Web Services for Remote Portlets (WSRP) version 1.0 has been passed by the consortium as a standard to connect sources of portal content – such as real-time news, stock quotes, etc – via Web services. Around twenty-five OASIS member companies, including IBM Corp, Microsoft Corp and Vignette Corp, drove development of the standard.

The real benefit of WSRP is to remove the requirement for content aggregators to host a content source at the location of the portal server or write different code for each remote content source. Rather, WSRP lets developers write portlets (discrete content-driven portal applications) in popular Web services authoring environments – using Java/J2EE or Microsoft’s .NET – without forcing them to (re)write code for each proprietary portal.

It takes cost issues out of the equation…plus you also have the ability to get [content] out to a much larger audience quickly, Rich Thompson, chairman of the OASIS WSRP Technical Committee, was quoted as saying.

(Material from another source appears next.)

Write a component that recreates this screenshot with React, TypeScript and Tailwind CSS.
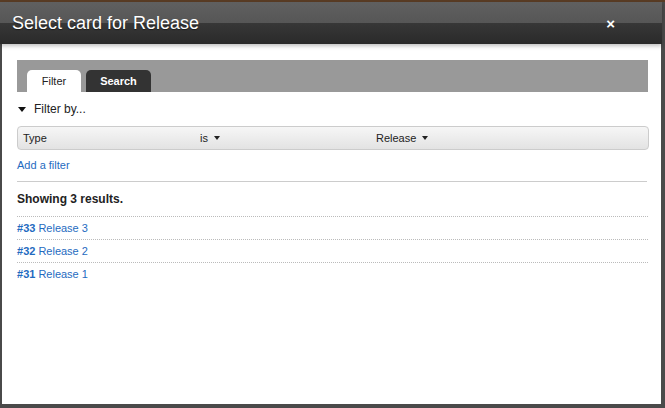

Most of the leading portal vendors are rallying around WSRP. San Francisco, California-based Plumtree Software Inc has readied its own WSRP portal offering and other vendors are looking to achieve similar compatibility with the new standard. Thompson also noted there are also signs of interest from the Apache open source community.

Ultimately, WSRP standard is just one of many standards portal developers need. OASIS has been working in parallel on another standard called JSR 168 (Java Specification Request) which aims to deliver inter-operability across different vendors’ portlets. The creation of this standard however is being hampered by the lack of other supporting standards in search and retrieval, content management, and directories (user) management.